Key takeaways:
- Retention marketing gained prominence due to rising acquisition costs and a growing focus on customer lifetime value.
- Key drivers include increased competition, escalating expenses, and the prevalence of subscription models.
- It’s essential for both traditional and subscription-based businesses to prioritize customer retention.
- Marketers and CX specialists face challenges in managing multiple campaigns effectively.
- Implementing customer journey maps offers a solution by simplifying the tracking and optimization of retention strategies.
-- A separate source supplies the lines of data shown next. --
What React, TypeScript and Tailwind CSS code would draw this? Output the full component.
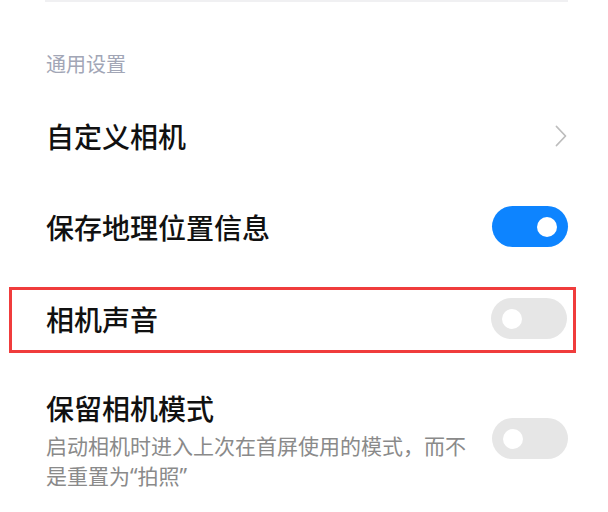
import React from "react";

const FONT = { fontFamily: '"Noto Sans CJK SC", "Noto Sans", sans-serif' };

function Toggle({ on }: { on: boolean }) {
    return (
        <div
            className={`flex h-[41px] w-[76px] shrink-0 items-center rounded-full px-[11px] ${
                on ? "justify-end bg-[#0d84ff]" : "justify-start bg-[#e6e6e6]"
            }`}
        >
            <div className="h-[20px] w-[20px] rounded-full bg-white" />
        </div>
    );
}

function Chevron() {
    return (
        <svg width="12" height="22" viewBox="0 0 12 22" fill="none" className="shrink-0">
            <path d="M1.5 1.5 L10.5 11 L1.5 20.5" stroke="#bdbdbd" strokeWidth="1.8" strokeLinecap="round" strokeLinejoin="round" />
        </svg>
    );
}

// latin quotes so they stay narrow like the system font does
const Quote = ({ children }: { children: React.ReactNode }) => (
    <span className="font-['Noto_Sans',sans-serif]">{children}</span>
);

export default function App() {
    return (
        <div className="h-[512px] w-[608px] overflow-hidden bg-white" style={FONT}>
            {/* divider from the previous group */}
            <div className="ml-[45px] mr-[40px] h-[2px] bg-[#f0f0f2]" />

            <div className="mt-[48px] pl-[46px] text-[20px] leading-[28px] text-[#a2a6b6]">通用设置</div>

            <div className="mt-[12px] flex h-[91px] items-center justify-between pl-[46px] pr-[41px]">
                <span className="text-[28px] font-medium leading-[36px] text-[#111]">自定义相机</span>
                <Chevron />
            </div>

            <div className="flex h-[91px] items-center justify-between pl-[46px] pr-[40px]">
                <span className="text-[28px] font-medium leading-[36px] text-[#111]">保存地理位置信息</span>
                <Toggle on />
            </div>

            <div className="pb-[10px] pl-[9px] pr-[32px] pt-[15px]">
                <div className="flex h-[66px] items-center justify-between border-[3px] border-[#f03c3c] pb-[3px] pl-[34px] pr-[6px]">
                    <span className="text-[28px] font-medium leading-[36px] text-[#111]">相机声音</span>
                    <Toggle on={false} />
                </div>
            </div>

            <div className="flex items-center justify-between pl-[46px] pr-[40px] pt-[27px]">
                <div className="flex flex-col gap-[4px]">
                    <span className="text-[28px] font-medium leading-[36px] text-[#111]">保留相机模式</span>
                    <p className="w-[430px] text-[21px] leading-[30px] text-[#8a8a8a]">
                        启动相机时进入上次在首屏使用的模式，而不是重置为<Quote>“</Quote>拍照<Quote>”</Quote>
                    </p>
                </div>
                <div className="mb-[4px]">
                    <Toggle on={false} />
                </div>
            </div>
        </div>
    );
}
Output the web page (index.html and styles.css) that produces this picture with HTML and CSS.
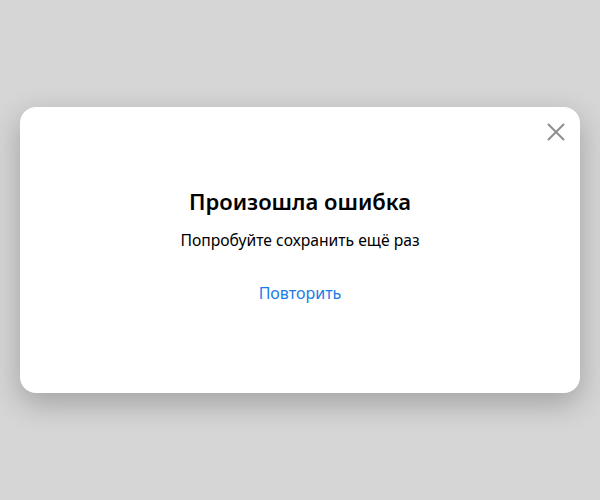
FILE: index.html
```
<!DOCTYPE html>
<html lang="ru">
<head>
<meta charset="utf-8">
<link rel="stylesheet" href="styles.css">
</head>
<body>
<div class="overlay">
  <div class="modal">
    <button class="close" aria-label="Закрыть">
      <svg width="18" height="18" viewBox="0 0 18 18"><path d="M1 1L17 17M17 1L1 17" stroke="#8f8f8f" stroke-width="2" fill="none"/></svg>
    </button>
    <h1 class="title">Произошла ошибка</h1>
    <p class="text">Попробуйте сохранить ещё раз</p>
    <a class="retry" href="#">Повторить</a>
  </div>
</div>
</body>
</html>
```
FILE: styles.css
```
html, body {
  margin: 0;
  height: 100%;
}
body {
  background: #d6d6d6;
  font-family: "Noto Sans", "Open Sans", sans-serif;
}
.overlay {
  height: 100%;
  display: flex;
  align-items: center;
  justify-content: center;
}
.modal {
  position: relative;
  box-sizing: border-box;
  width: 560px;
  height: 286px;
  background: #fff;
  border-radius: 16px;
  box-shadow: 0 10px 30px rgba(0,0,0,0.25);
  display: flex;
  flex-direction: column;
  align-items: center;
  padding-top: 79px;
}
.close {
  position: absolute;
  top: 16px;
  right: 15px;
  width: 18px;
  height: 18px;
  padding: 0;
  border: 0;
  background: none;
}
.close svg { display: block; }
.title {
  margin: 0;
  font-size: 22px;
  font-weight: 600;
  line-height: 30px;
  color: #000;
}
.text {
  margin: 14px 0 0;
  font-size: 15.7px;
  line-height: 20px;
  color: #000;
}
.retry {
  margin-top: 33px;
  font-size: 16px;
  line-height: 20px;
  color: #1a7ce8;
  text-decoration: none;
}
```
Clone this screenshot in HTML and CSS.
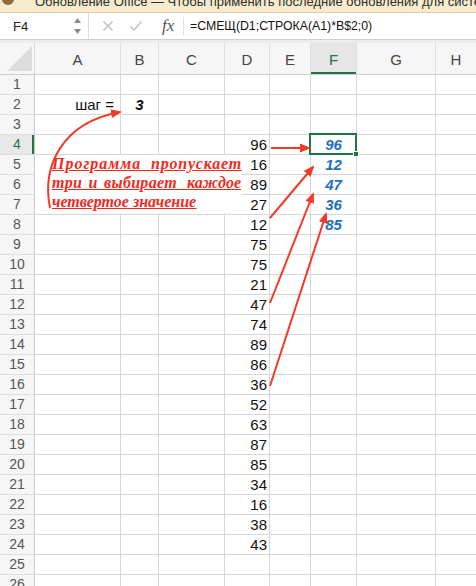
FILE: index.html
```html
<!DOCTYPE html>
<html lang="ru">
<head>
<meta charset="utf-8">
<title>Excel</title>
<link rel="stylesheet" href="styles.css">
</head>
<body>
<div class="notice"><span class="ndot"></span><span class="ntext">Обновление Office — Чтобы применить последние обновления для системы безопасности</span></div>
<div class="fbar">
  <div class="namebox">
    <span class="nametext">F4</span>
    <svg class="spin" width="9" height="18" viewBox="0 0 9 18"><path d="M1 6 L4.5 1 L8 6 Z" fill="#8a8a8a"/><path d="M1 12 L4.5 17 L8 12 Z" fill="#8a8a8a"/></svg>
  </div>
  <div class="ficons">
    <svg width="12" height="12" viewBox="0 0 12 12"><path d="M1.5 1.5 L10.5 10.5 M10.5 1.5 L1.5 10.5" stroke="#c4c4c4" stroke-width="1.6" fill="none"/></svg>
    <svg width="14" height="12" viewBox="0 0 14 12"><path d="M1.5 6.5 L5 10 L12.5 1.5" stroke="#c4c4c4" stroke-width="1.6" fill="none"/></svg>
    <span class="fx">fx</span>
  </div>
  <div class="formula">=СМЕЩ(D1;СТРОКА(А1)*B$2;0)</div>
</div>
<div class="gap"></div>
<div class="sheet">
  <div class="corner"><svg width="34" height="31" viewBox="0 0 34 31"><path d="M7 28 L32 3 L32 28 Z" fill="#dcdcdc"/></svg></div>
  <div class="ch">A</div><div class="ch">B</div><div class="ch">C</div><div class="ch">D</div><div class="ch">E</div><div class="ch selc">F</div><div class="ch">G</div><div class="ch">H</div>

  <div class="rh">1</div><div class="c"></div><div class="c"></div><div class="c"></div><div class="c"></div><div class="c"></div><div class="c"></div><div class="c"></div><div class="c"></div>
  <div class="rh">2</div><div class="c n step">шаг =</div><div class="c k">3</div><div class="c"></div><div class="c"></div><div class="c"></div><div class="c"></div><div class="c"></div><div class="c"></div>
  <div class="rh">3</div><div class="c"></div><div class="c"></div><div class="c"></div><div class="c"></div><div class="c"></div><div class="c"></div><div class="c"></div><div class="c"></div>
  <div class="rh selr">4</div><div class="c"></div><div class="c"></div><div class="c"></div><div class="c n">96</div><div class="c"></div><div class="c f">96</div><div class="c"></div><div class="c"></div>
  <div class="rh">5</div><div class="c"></div><div class="c"></div><div class="c"></div><div class="c n">16</div><div class="c"></div><div class="c f">12</div><div class="c"></div><div class="c"></div>
  <div class="rh">6</div><div class="c"></div><div class="c"></div><div class="c"></div><div class="c n">89</div><div class="c"></div><div class="c f">47</div><div class="c"></div><div class="c"></div>
  <div class="rh">7</div><div class="c"></div><div class="c"></div><div class="c"></div><div class="c n">27</div><div class="c"></div><div class="c f">36</div><div class="c"></div><div class="c"></div>
  <div class="rh">8</div><div class="c"></div><div class="c"></div><div class="c"></div><div class="c n">12</div><div class="c"></div><div class="c f">85</div><div class="c"></div><div class="c"></div>
  <div class="rh">9</div><div class="c"></div><div class="c"></div><div class="c"></div><div class="c n">75</div><div class="c"></div><div class="c"></div><div class="c"></div><div class="c"></div>
  <div class="rh">10</div><div class="c"></div><div class="c"></div><div class="c"></div><div class="c n">75</div><div class="c"></div><div class="c"></div><div class="c"></div><div class="c"></div>
  <div class="rh">11</div><div class="c"></div><div class="c"></div><div class="c"></div><div class="c n">21</div><div class="c"></div><div class="c"></div><div class="c"></div><div class="c"></div>
  <div class="rh">12</div><div class="c"></div><div class="c"></div><div class="c"></div><div class="c n">47</div><div class="c"></div><div class="c"></div><div class="c"></div><div class="c"></div>
  <div class="rh">13</div><div class="c"></div><div class="c"></div><div class="c"></div><div class="c n">74</div><div class="c"></div><div class="c"></div><div class="c"></div><div class="c"></div>
  <div class="rh">14</div><div class="c"></div><div class="c"></div><div class="c"></div><div class="c n">89</div><div class="c"></div><div class="c"></div><div class="c"></div><div class="c"></div>
  <div class="rh">15</div><div class="c"></div><div class="c"></div><div class="c"></div><div class="c n">86</div><div class="c"></div><div class="c"></div><div class="c"></div><div class="c"></div>
  <div class="rh">16</div><div class="c"></div><div class="c"></div><div class="c"></div><div class="c n">36</div><div class="c"></div><div class="c"></div><div class="c"></div><div class="c"></div>
  <div class="rh">17</div><div class="c"></div><div class="c"></div><div class="c"></div><div class="c n">52</div><div class="c"></div><div class="c"></div><div class="c"></div><div class="c"></div>
  <div class="rh">18</div><div class="c"></div><div class="c"></div><div class="c"></div><div class="c n">63</div><div class="c"></div><div class="c"></div><div class="c"></div><div class="c"></div>
  <div class="rh">19</div><div class="c"></div><div class="c"></div><div class="c"></div><div class="c n">87</div><div class="c"></div><div class="c"></div><div class="c"></div><div class="c"></div>
  <div class="rh">20</div><div class="c"></div><div class="c"></div><div class="c"></div><div class="c n">85</div><div class="c"></div><div class="c"></div><div class="c"></div><div class="c"></div>
  <div class="rh">21</div><div class="c"></div><div class="c"></div><div class="c"></div><div class="c n">34</div><div class="c"></div><div class="c"></div><div class="c"></div><div class="c"></div>
  <div class="rh">22</div><div class="c"></div><div class="c"></div><div class="c"></div><div class="c n">16</div><div class="c"></div><div class="c"></div><div class="c"></div><div class="c"></div>
  <div class="rh">23</div><div class="c"></div><div class="c"></div><div class="c"></div><div class="c n">38</div><div class="c"></div><div class="c"></div><div class="c"></div><div class="c"></div>
  <div class="rh">24</div><div class="c"></div><div class="c"></div><div class="c"></div><div class="c n">43</div><div class="c"></div><div class="c"></div><div class="c"></div><div class="c"></div>
  <div class="rh">25</div><div class="c"></div><div class="c"></div><div class="c"></div><div class="c"></div><div class="c"></div><div class="c"></div><div class="c"></div><div class="c"></div>
  <div class="rh">26</div><div class="c"></div><div class="c"></div><div class="c"></div><div class="c"></div><div class="c"></div><div class="c"></div><div class="c"></div><div class="c"></div>
</div>

<div class="selbox"></div>
<div class="handle"></div>

<div class="note">
  <div class="nline wide"><span>Программа</span><span class="fill">                                        </span><span>пропускает</span></div>
  <div class="nline"><span class="spaced">три и выбирает</span><span class="fill">                                        </span><span>каждое</span></div>
  <div class="nline"><span>четвертое значение</span></div>
</div>

<svg class="arrows" width="476" height="586" viewBox="0 0 476 586">
  <defs>
    <marker id="ah" markerWidth="11" markerHeight="9" refX="9" refY="4.5" orient="auto" markerUnits="userSpaceOnUse">
      <path d="M0 0 L11 4.5 L0 9 Z" fill="#f23a2a"/>
    </marker>
  </defs>
  <g stroke="#f23a2a" stroke-width="2" fill="none" marker-end="url(#ah)">
    <path d="M50 208 C 42 168, 60 123, 120 112"/>
    <path d="M271 148 L309 148"/>
    <path d="M270 218 L313 167"/>
    <path d="M270 303 L313 194"/>
    <path d="M270 386 L326 214"/>
  </g>
</svg>
</body>
</html>
```

FILE: styles.css
```css
* { box-sizing: border-box; }
html, body { margin: 0; padding: 0; }
body {
  width: 476px;
  height: 586px;
  overflow: hidden;
  position: relative;
  background: #ffffff;
  font-family: "Liberation Sans", Arial, sans-serif;
}

.notice {
  height: 13px;
  background: #f6eccd;
  border-bottom: 1px solid #d9cfae;
  overflow: hidden;
  position: relative;
  white-space: nowrap;
}
.ndot {
  position: absolute;
  left: 2px;
  top: -7px;
  width: 12px;
  height: 12px;
  border-radius: 50%;
  background: #8c6a3c;
}
.ntext {
  position: absolute;
  left: 35px;
  top: -5px;
  font-size: 13px;
  line-height: 14px;
  color: #2e2e2e;
}

.fbar {
  height: 27px;
  display: flex;
  align-items: stretch;
  background: #fff;
  border-bottom: 1px solid #cfcfcf;
}
.namebox {
  width: 89px;
  display: flex;
  align-items: center;
  justify-content: space-between;
  padding: 0 6px 0 13px;
  border-right: 1px solid #dedede;
}
.nametext { font-size: 13px; color: #222; }
.ficons {
  width: 95px;
  display: flex;
  align-items: center;
  gap: 15px;
  padding-left: 13px;
  border-right: 1px solid #e2e2e2;
  margin: 4px 0;
}
.fx {
  font-family: "Liberation Serif", "Times New Roman", serif;
  font-style: italic;
  font-size: 17px;
  color: #555;
  margin-left: 4px;
}
.formula {
  padding-left: 6px;
  display: flex;
  align-items: center;
  font-size: 12.3px;
  color: #111;
  white-space: nowrap;
}

.gap { height: 3px; background: #ececec; }

.sheet {
  display: grid;
  grid-template-columns: 35px 86px 38px 66px 45px 41px 46px 79px 41px;
  grid-template-rows: 32px;
  grid-auto-rows: 20px;
}
.corner {
  background: #f6f6f6;
  border-right: 1px solid #dadada;
  border-bottom: 1px solid #cfcfcf;
}
.corner svg { display: block; }
.ch {
  background: #f6f6f6;
  border-right: 1px solid #dedede;
  border-bottom: 1px solid #cfcfcf;
  display: flex;
  align-items: center;
  justify-content: center;
  font-size: 15px;
  color: #454545;
  padding-top: 1px;
}
.ch.selc {
  background: #e6e6e6;
  color: #217346;
  box-shadow: inset 0 -2px 0 #217346;
}
.rh {
  background: #f6f6f6;
  border-right: 1px solid #c9c9c9;
  border-bottom: 1px solid #dedede;
  text-align: center;
  font-size: 14px;
  line-height: 19px;
  color: #555;
}
.rh.selr {
  background: #e8e8e8;
  color: #217346;
  box-shadow: inset -2px 0 0 #217346;
}
.c {
  border-right: 1px solid #d6d6d6;
  border-bottom: 1px solid #d6d6d6;
  font-size: 15px;
  line-height: 19px;
  color: #111;
  white-space: nowrap;
}
.n { text-align: right; padding-right: 2px; }
.step { padding-right: 6px; }
.k { text-align: center; font-weight: bold; font-style: italic; }
.f {
  text-align: center;
  font-weight: bold;
  font-style: italic;
  color: #1f6fc0;
}

.selbox {
  position: absolute;
  left: 309px;
  top: 133px;
  width: 48px;
  height: 22px;
  border: 2px solid #217346;
}
.handle {
  position: absolute;
  left: 353px;
  top: 151px;
  width: 6px;
  height: 6px;
  background: #217346;
  border: 1px solid #fff;
}

.note {
  position: absolute;
  left: 35px;
  top: 155px;
  width: 206px;
  height: 58px;
  background: #fff;
  padding: 0 0 0 17px;
  font-family: "Liberation Serif", "Times New Roman", serif;
  font-weight: bold;
  font-style: italic;
  font-size: 16px;
  line-height: 19px;
  color: #f2291c;
  text-decoration: underline;
}
.nline {
  display: flex;
  white-space: nowrap;
  margin-top: -1px;
  margin-bottom: 1px;
  text-decoration: underline;
}
.nline span { text-decoration: underline; }
.nline.wide span { letter-spacing: 1px; }
.nline.wide span:last-child { letter-spacing: 0.8px; margin-right: -1px; }
.nline .spaced { word-spacing: 2px; letter-spacing: 0.3px; }
.fill {
  flex: 1;
  min-width: 0;
  overflow: hidden;
  white-space: pre;
  letter-spacing: 0;
}

.arrows {
  position: absolute;
  left: 0;
  top: 0;
  pointer-events: none;
}
```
Retention marketing used to be only an afterthought – everyone’s focus used to be narrowly on customer acquisition: the more customers you acquire, the more customers you have. It was presumed that all consumers and companies who purchased from you once were perfectly familiar with your whole offering and would be more than happy to come back. Therefore, there was no motivation to care about them further.
The rise
The shift came in the late 2010s when the companies started putting more and more importance on “milking” their current customers. There are 3 main drivers behind retention marketing’s rise in the importance ladder:
Customer acquisition costs
As a consequence of competition growing in all fields customers had seemingly endless choices and getting their attention and eventually winning their affection (that’s quite a verse!) was gradually getting more and more expensive. And you can only go so far trying to outbid your competitor’s PPC bids – there’s simply a point beyond which it doesn’t make sense.
Lifetime value
“Wait, why are we spending all this money to sell our products to new customers when we already have customers who can buy them?” That’s what was probably said during the many aha moments at that time and the customer’s lifetime value became a thing. Until then, the customer was someone who came, bought something and went away – alright, maybe he didn’t go away, but that’s how it was looked at. Companies realized that the value of the customer isn’t only in what they can buy right now, but also in what they will be able to purchase in the future, right until their last day in this world (or until the products or services of the company stop being relevant to them).
The rise of subscription models
The third pillar upon which retention marketing was able to stand up straight is the rise of the subscription model. Think streaming services like Netflix or Hulu, subscription boxes like Birchbox or e-commerce subscription products like Dollar Shave Club, and many online SaaS products. Even Adobe started offering their portfolio in a subscription plan and BMW famously faced backlash for offering the owners of their cars heated seats for a monthly subscription fee.
Churn rate (the number of customers who don’t renew a subscription service represented in percentage points) became a bogeyman for marketers and customer experience specialists. In the subscription model space, customer acquisition is just an initial phase. What really counts is the ability to retain the customer – having customers subscribed for a month or two isn’t worth much.
The mess
Retention marketing thus makes sense for both companies selling traditional products and services and companies with subscription-based products and services. The first group is trying to make sure the customers will be coming back for more purchases while the second is trying to prevent their customers from unsubscribing.
Even a slight improvement (we’re talking single percentage digits, sometimes even fractions of a single one) can make a huge difference and generate or lose significant amounts of money. It puts a lot of pressure on marketing and CX people who are consistently running many different campaigns and experiments in the hope at least some of them will win them the desired percentage points.
That’s why retention marketing often becomes very messy and complicated to keep track of. The best solution is to visualize the campaigns and experiments in a customer journey map. It’s a simple way to record the retention marketing efforts and have them available for the whole team to see and analyze.
Seeing it all together will give your team a higher perspective of what it’s trying to accomplish and perhaps even lead you toward some ideas about what campaigns to try next.